Jesus is appointing and sending all of us.

And Jesus is sending us out as laborers in the field.

I had this stole made after my dad died. He grew up as a wheat farmer in Kansas, and this passage always makes me think of him.

It’s harvest time right now in Kansas, where my dad grew up. My uncle and cousin are probably harvesting as we speak.

I was thinking about this as I did my reading for my Stephen Ministry leader training I started this past week. Yes, I had to work on vacation…

The first book we’re reading, Christian Caregiving as a Way of Life, begins with a summary of farming. “Farmers teach lessons in hope every day. They toil for weeks, preparing the soil for planting. Tilling, fertilizing, planting seeds, cultivating…all these activities serve to prepare and nourish the crop. Every day, farmers hope – for rain, but not too much; for sun, but not too much; for warmth, but not too much. When the harvest arrives, farmers are gathering hopes fulfilled as much as work rewarded.”

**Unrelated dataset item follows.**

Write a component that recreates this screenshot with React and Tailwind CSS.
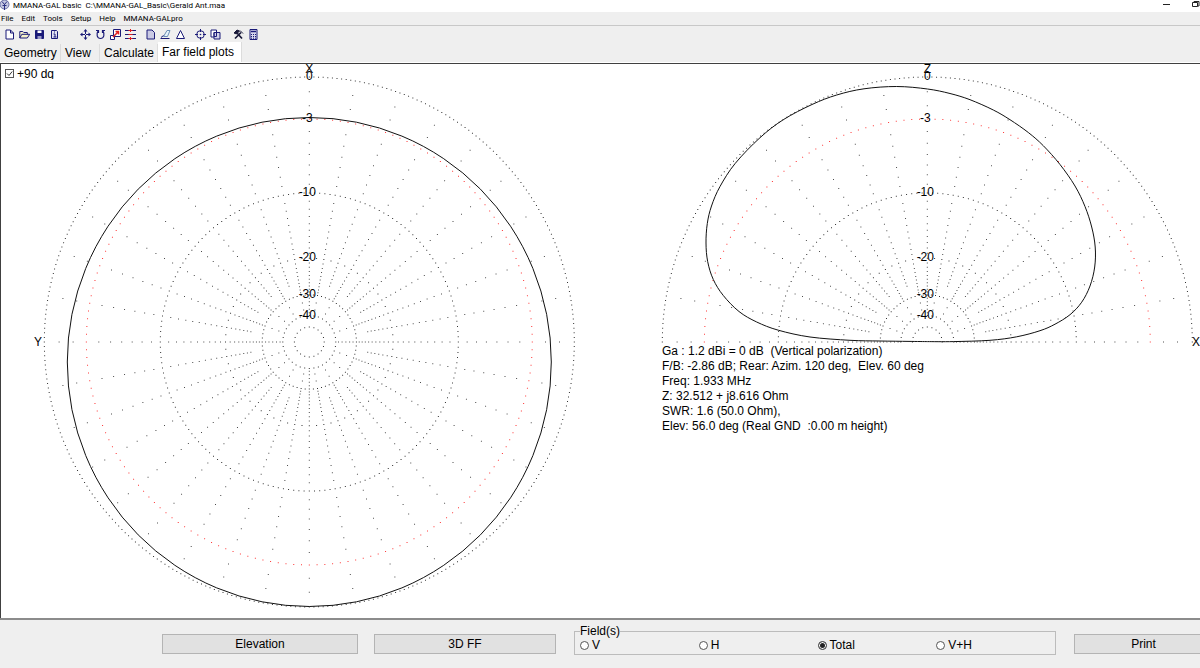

When Jesus uses this metaphor of laborers in the field…of farmers…I think he’s saying something about the way we are to approach our work.

Jesus sends us out as people of hope.

Even when the world is not as it should be, we are people of hope.

Even in the darkest of situations, we are people of hope.

Even in the hardest of times, we are people of hope.


Back at the National Memorial for Peace and Justice, I was struck by the way the curators talk about their work. In the descriptions of the work of the museum, you’ll hear things like “The Memorial was conceived with hope…” Or “we hope the Memorial inspires communities across the nation to enter an era of truth-telling.” Or “we aim to promote a more hopeful commitment to racial equality and just treatment of all people.”

Even when every town in which we’ve ever lived has a slab with names of the lynched, we are people of hope.

Even in the darkest of situations, we are people of hope.

Even in the hardest of times, we are people of hope.


I have a friend who has the word “hope” tattooed on her arm. It’s a reminder to her of God’s presence and faithfulness in times of gut-wrenching pain and grief. For her, it calls to mind 1 Thessalonians 4:13…”we do not grieve as those who have no hope.”

Even when we don’t feel it, we are people of hope.

Even when we’re all tears and broken hearts, we are people of hope.

Even when it seems like a pinprick of light down a really long hallway, we are people of hope.


Jesus is calling us to the hard work of tilling, planting, watering, tending, and harvesting.

Regardless of the ground and the weather and the circumstances, we are appointed and sent to do that hard work of love.

Even in the darkest of situations, we are people of hope.

Even in the hardest of times, we are people of hope.